This week, we announced the call out for applications for the 3rd annual Playable City Award, looked Though Another’s Eyes and waved our hankies in residents’ general direction as they journeyed East for exhibitions and labs in Shanghai and Tokyo.

Applications are now open for the 2015 Playable City Award, calling for original ideas that put play at the heart of our future cities. The winning project will be awarded £30K, help to create and install the work in Bristol this autumn, and support with future touring opportunities. Apply here to turn your visions of a Playable City into a reality. To find out more about the Award, and the past two commissioned projects, read Clare Reddington’s brilliant Huffington Post article, ‘Keep Lamp Posts Weird’. (Although don’t derive from this that Playable City submissions have to be lamp-post related, they absolutely do not!)

A recent addition to the Playable City Award prize is a trip to Tokyo in October 2015 to share learning from the Award as part of Watershed and Bristol City Council’s Playable City Tokyo programme. Creative Director of Watershed, Clare Reddington is in Tokyo this very moment, shaping the programme. We will have more news to share about this exciting Bristol-Tokyo connection next week. 

Along with conversations about Playable City, Clare and resident Chloe Meineck have been exploring the future of childhood play in Tokyo as part of the British Council’s ELEVATE programme. The programme brings together 12 creative practitioners from the UK and East Asia to present and share their ideas, which re-imagine different kinds of play for 0-8 year olds. Clare has written about the ELEVATE cohort and reflections from the trip on the REACT Play Sandbox website. 

Rosie Poebright and Phill Tew have been user testing their new mobile powered experience. Through Another’s Eyes enables a person to walk around in someone else’s life for an hour, creating an understanding on an emotional and experiential level of the hopes, fears and motivations of others. They have taken their original prototype, which they developed in Brazil last year as part of the Recife Playable City Exchange, and remounted it in Bristol, rerecording the audio in English and rerouting the narrative to specific locations in the city. They will be running the experience in Edinburgh in August, and plan to run it in Bristol in the next few months. Follow @splashandripple for updates.

Studio resident Victoria Forrest has created a beautiful interface for navigating Leonie Hampton’s body of photographic work, In the Shadow of Things. Victoria is travelling to the GREAT Festival of Creativity in Shanghai to showcase the piece. The interface will be projected on a huge 360 degree screen, and the audience will be able to self-curate the content around them, using the AlphaSphere as a controller. Seth Jackson, Tom Metcalfe, Laura Kriefman and Rosie Poebright are also showcasing their work at the festival. We will share more about the festival next week, once the residents have reported back.

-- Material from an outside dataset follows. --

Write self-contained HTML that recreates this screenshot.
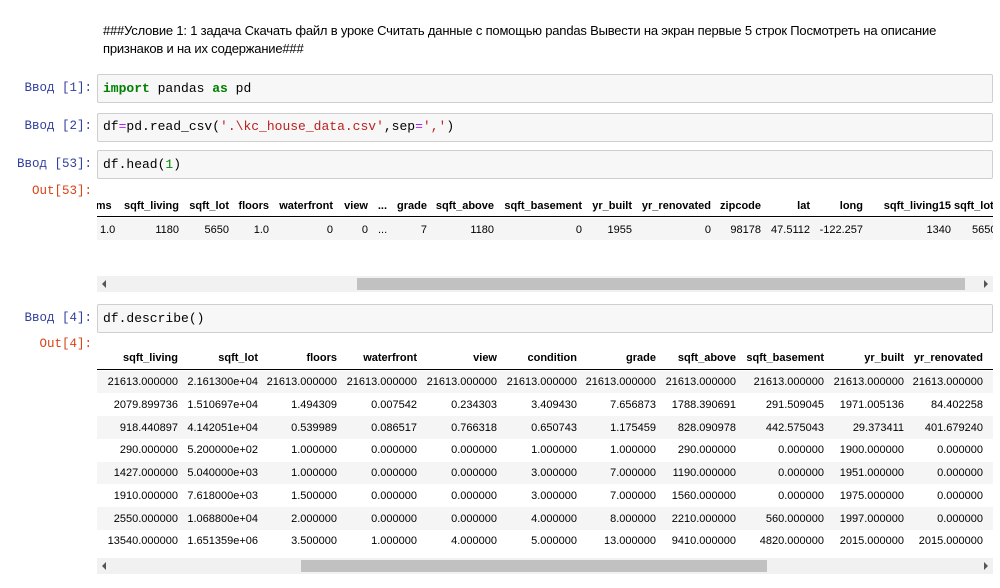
<!DOCTYPE html>
<html><head><meta charset="utf-8"><style>
body{margin:0;width:1000px;height:588px;background:#fff;position:relative;overflow:hidden;font-family:"Liberation Sans",Arial,sans-serif}
.a{position:absolute;white-space:nowrap}
.md{left:103px;font-size:13px;color:#000;letter-spacing:-0.2px}
.p{font-family:"Liberation Mono",monospace;font-size:12.5px;color:#303f9f;text-align:right;width:92px;left:0}
.o{color:#d84315}
.cell{left:97px;width:894px;height:27px;border:1px solid #cfcfcf;border-radius:2px;background:#f7f7f7}
.code{left:103px;font-family:"Liberation Mono",monospace;font-size:13px;color:#000}
.k{color:#008000;font-weight:bold}.s{color:#ba2121}.n{color:#080}.op{color:#aa22ff}
.clip{position:absolute;left:97px;width:896px;overflow:hidden}
.h{position:absolute;font-size:11px;font-weight:bold;text-align:right;white-space:nowrap}
.d{position:absolute;font-size:11px;text-align:right;white-space:nowrap}
.sb{position:absolute;left:97px;width:896px;height:16px;background:#f1f1f1}
.th{position:absolute;top:2px;height:12px;background:#c1c1c1}
</style></head><body>
<div class="a md" style="top:23px">###Условие 1: 1 задача Скачать файл в уроке Считать данные с помощью pandas Вывести на экран первые 5 строк Посмотреть на описание</div>
<div class="a md" style="top:41px">признаков и на их содержание###</div>

<div class="a p" style="top:81px">Ввод [1]:</div>
<div class="a cell" style="top:74px"></div>
<div class="a code" style="top:81px"><span class="k">import</span> pandas <span class="k">as</span> pd</div>

<div class="a p" style="top:119px">Ввод [2]:</div>
<div class="a cell" style="top:113px"></div>
<div class="a code" style="top:119px">df<span class="op">=</span>pd.read_csv(<span class="s">'.\kc_house_data.csv'</span>,sep<span class="op">=</span><span class="s">','</span>)</div>

<div class="a p" style="top:157px">Ввод [53]:</div>
<div class="a cell" style="top:150px"></div>
<div class="a code" style="top:157px">df.head(<span class="n">1</span>)</div>

<div class="a p o" style="top:184px">Out[53]:</div>
<div class="clip" style="top:196px;height:46px">
 <div style="position:absolute;left:0;top:20px;width:896px;height:1px;background:#000"></div>
 <div style="position:absolute;left:0;top:22px;width:896px;height:22px;background:#f5f5f5"></div>
</div>
<div class="sb" style="top:276px"><div class="th" style="left:260px;width:608px"></div>
<div style="position:absolute;left:5px;top:4px;width:0;height:0;border-top:4px solid transparent;border-bottom:4px solid transparent;border-right:4px solid #555"></div>
<div style="position:absolute;right:5px;top:4px;width:0;height:0;border-top:4px solid transparent;border-bottom:4px solid transparent;border-left:4px solid #555"></div></div>

<div class="a p" style="top:311px">Ввод [4]:</div>
<div class="a cell" style="top:304px"></div>
<div class="a code" style="top:311px">df.describe()</div>
<div class="a p o" style="top:337px">Out[4]:</div>
<div class="clip" style="top:348px;height:204px">
 <div style="position:absolute;left:0;top:21px;width:896px;height:1px;background:#000"></div>
 <div style="position:absolute;left:0;top:23px;width:896px;height:22px;background:#f5f5f5"></div>
 <div style="position:absolute;left:0;top:68px;width:896px;height:23px;background:#f5f5f5"></div>
 <div style="position:absolute;left:0;top:114px;width:896px;height:22px;background:#f5f5f5"></div>
 <div style="position:absolute;left:0;top:159px;width:896px;height:23px;background:#f5f5f5"></div>
</div>
<div class="sb" style="top:558px"><div class="th" style="left:204px;width:466px"></div>
<div style="position:absolute;left:5px;top:4px;width:0;height:0;border-top:4px solid transparent;border-bottom:4px solid transparent;border-right:4px solid #555"></div>
<div style="position:absolute;right:5px;top:4px;width:0;height:0;border-top:4px solid transparent;border-bottom:4px solid transparent;border-left:4px solid #555"></div></div>

<div class="clip" style="top:197px;height:45px">
<div class="h" style="left:-8px;top:3px">oms</div>
<div class="h" style="right:814px;top:3px">sqft_living</div>
<div class="h" style="right:764px;top:3px">sqft_lot</div>
<div class="h" style="right:724px;top:3px">floors</div>
<div class="h" style="right:660px;top:3px">waterfront</div>
<div class="h" style="right:625px;top:3px">view</div>
<div class="h" style="right:606px;top:3px">...</div>
<div class="h" style="right:566px;top:3px">grade</div>
<div class="h" style="right:499px;top:3px">sqft_above</div>
<div class="h" style="right:411px;top:3px">sqft_basement</div>
<div class="h" style="right:361px;top:3px">yr_built</div>
<div class="h" style="right:282px;top:3px">yr_renovated</div>
<div class="h" style="right:232px;top:3px">zipcode</div>
<div class="h" style="right:183px;top:3px">lat</div>
<div class="h" style="right:130px;top:3px">long</div>
<div class="h" style="right:42px;top:3px">sqft_living15</div>
<div class="h" style="left:857px;top:3px">sqft_lot15</div>
<div class="d" style="left:3px;top:27px">1.0</div>
<div class="d" style="right:814px;top:27px">1180</div>
<div class="d" style="right:764px;top:27px">5650</div>
<div class="d" style="right:724px;top:27px">1.0</div>
<div class="d" style="right:660px;top:27px">0</div>
<div class="d" style="right:625px;top:27px">0</div>
<div class="d" style="left:281px;top:27px">...</div>
<div class="d" style="right:566px;top:27px">7</div>
<div class="d" style="right:499px;top:27px">1180</div>
<div class="d" style="right:411px;top:27px">0</div>
<div class="d" style="right:361px;top:27px">1955</div>
<div class="d" style="right:282px;top:27px">0</div>
<div class="d" style="right:232px;top:27px">98178</div>
<div class="d" style="right:183px;top:27px">47.5112</div>
<div class="d" style="right:130px;top:27px">-122.257</div>
<div class="d" style="right:42px;top:27px">1340</div>
<div class="d" style="left:875px;top:27px">5650</div>
</div>

<div class="clip" style="top:349px;height:204px">
<div class="h" style="right:815px;top:3px">sqft_living</div>
<div class="h" style="right:735px;top:3px">sqft_lot</div>
<div class="h" style="right:656px;top:3px">floors</div>
<div class="h" style="right:576px;top:3px">waterfront</div>
<div class="h" style="right:496px;top:3px">view</div>
<div class="h" style="right:416px;top:3px">condition</div>
<div class="h" style="right:337px;top:3px">grade</div>
<div class="h" style="right:257px;top:3px">sqft_above</div>
<div class="h" style="right:169px;top:3px">sqft_basement</div>
<div class="h" style="right:89px;top:3px">yr_built</div>
<div class="h" style="right:10px;top:3px">yr_renovated</div>
</div>
<div class="clip" style="top:348px;height:204px">
<div style="position:absolute;left:0;top:28px;width:896px;font-size:11px">
<div style="position:relative;height:22.75px"><span class="d" style="right:815px">21613.000000</span><span class="d" style="right:735px">2.161300e+04</span><span class="d" style="right:656px">21613.000000</span><span class="d" style="right:576px">21613.000000</span><span class="d" style="right:496px">21613.000000</span><span class="d" style="right:416px">21613.000000</span><span class="d" style="right:337px">21613.000000</span><span class="d" style="right:257px">21613.000000</span><span class="d" style="right:169px">21613.000000</span><span class="d" style="right:89px">21613.000000</span><span class="d" style="right:10px">21613.000000</span></div>
<div style="position:relative;height:22.75px"><span class="d" style="right:815px">2079.899736</span><span class="d" style="right:735px">1.510697e+04</span><span class="d" style="right:656px">1.494309</span><span class="d" style="right:576px">0.007542</span><span class="d" style="right:496px">0.234303</span><span class="d" style="right:416px">3.409430</span><span class="d" style="right:337px">7.656873</span><span class="d" style="right:257px">1788.390691</span><span class="d" style="right:169px">291.509045</span><span class="d" style="right:89px">1971.005136</span><span class="d" style="right:10px">84.402258</span></div>
<div style="position:relative;height:22.75px"><span class="d" style="right:815px">918.440897</span><span class="d" style="right:735px">4.142051e+04</span><span class="d" style="right:656px">0.539989</span><span class="d" style="right:576px">0.086517</span><span class="d" style="right:496px">0.766318</span><span class="d" style="right:416px">0.650743</span><span class="d" style="right:337px">1.175459</span><span class="d" style="right:257px">828.090978</span><span class="d" style="right:169px">442.575043</span><span class="d" style="right:89px">29.373411</span><span class="d" style="right:10px">401.679240</span></div>
<div style="position:relative;height:22.75px"><span class="d" style="right:815px">290.000000</span><span class="d" style="right:735px">5.200000e+02</span><span class="d" style="right:656px">1.000000</span><span class="d" style="right:576px">0.000000</span><span class="d" style="right:496px">0.000000</span><span class="d" style="right:416px">1.000000</span><span class="d" style="right:337px">1.000000</span><span class="d" style="right:257px">290.000000</span><span class="d" style="right:169px">0.000000</span><span class="d" style="right:89px">1900.000000</span><span class="d" style="right:10px">0.000000</span></div>
<div style="position:relative;height:22.75px"><span class="d" style="right:815px">1427.000000</span><span class="d" style="right:735px">5.040000e+03</span><span class="d" style="right:656px">1.000000</span><span class="d" style="right:576px">0.000000</span><span class="d" style="right:496px">0.000000</span><span class="d" style="right:416px">3.000000</span><span class="d" style="right:337px">7.000000</span><span class="d" style="right:257px">1190.000000</span><span class="d" style="right:169px">0.000000</span><span class="d" style="right:89px">1951.000000</span><span class="d" style="right:10px">0.000000</span></div>
<div style="position:relative;height:22.75px"><span class="d" style="right:815px">1910.000000</span><span class="d" style="right:735px">7.618000e+03</span><span class="d" style="right:656px">1.500000</span><span class="d" style="right:576px">0.000000</span><span class="d" style="right:496px">0.000000</span><span class="d" style="right:416px">3.000000</span><span class="d" style="right:337px">7.000000</span><span class="d" style="right:257px">1560.000000</span><span class="d" style="right:169px">0.000000</span><span class="d" style="right:89px">1975.000000</span><span class="d" style="right:10px">0.000000</span></div>
<div style="position:relative;height:22.75px"><span class="d" style="right:815px">2550.000000</span><span class="d" style="right:735px">1.068800e+04</span><span class="d" style="right:656px">2.000000</span><span class="d" style="right:576px">0.000000</span><span class="d" style="right:496px">0.000000</span><span class="d" style="right:416px">4.000000</span><span class="d" style="right:337px">8.000000</span><span class="d" style="right:257px">2210.000000</span><span class="d" style="right:169px">560.000000</span><span class="d" style="right:89px">1997.000000</span><span class="d" style="right:10px">0.000000</span></div>
<div style="position:relative;height:22.75px"><span class="d" style="right:815px">13540.000000</span><span class="d" style="right:735px">1.651359e+06</span><span class="d" style="right:656px">3.500000</span><span class="d" style="right:576px">1.000000</span><span class="d" style="right:496px">4.000000</span><span class="d" style="right:416px">5.000000</span><span class="d" style="right:337px">13.000000</span><span class="d" style="right:257px">9410.000000</span><span class="d" style="right:169px">4820.000000</span><span class="d" style="right:89px">2015.000000</span><span class="d" style="right:10px">2015.000000</span></div>
</div>
</div>
</body></html>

Emma Agusita hosted a CreBiz lab in the Studio this week, inviting students and professors from different EU Universities to get together and explore ways to establish a Business Development Laboratory Study Module for undergraduate and graduate students who have potential to be (self) employed after their graduation in the field of creative industries. The project is EU funded and is being delivered under the under the Erasmus framework by UWE, the University of Turku in Finland, the University of Lisbon in Portugal and the University of Navarra, Spain.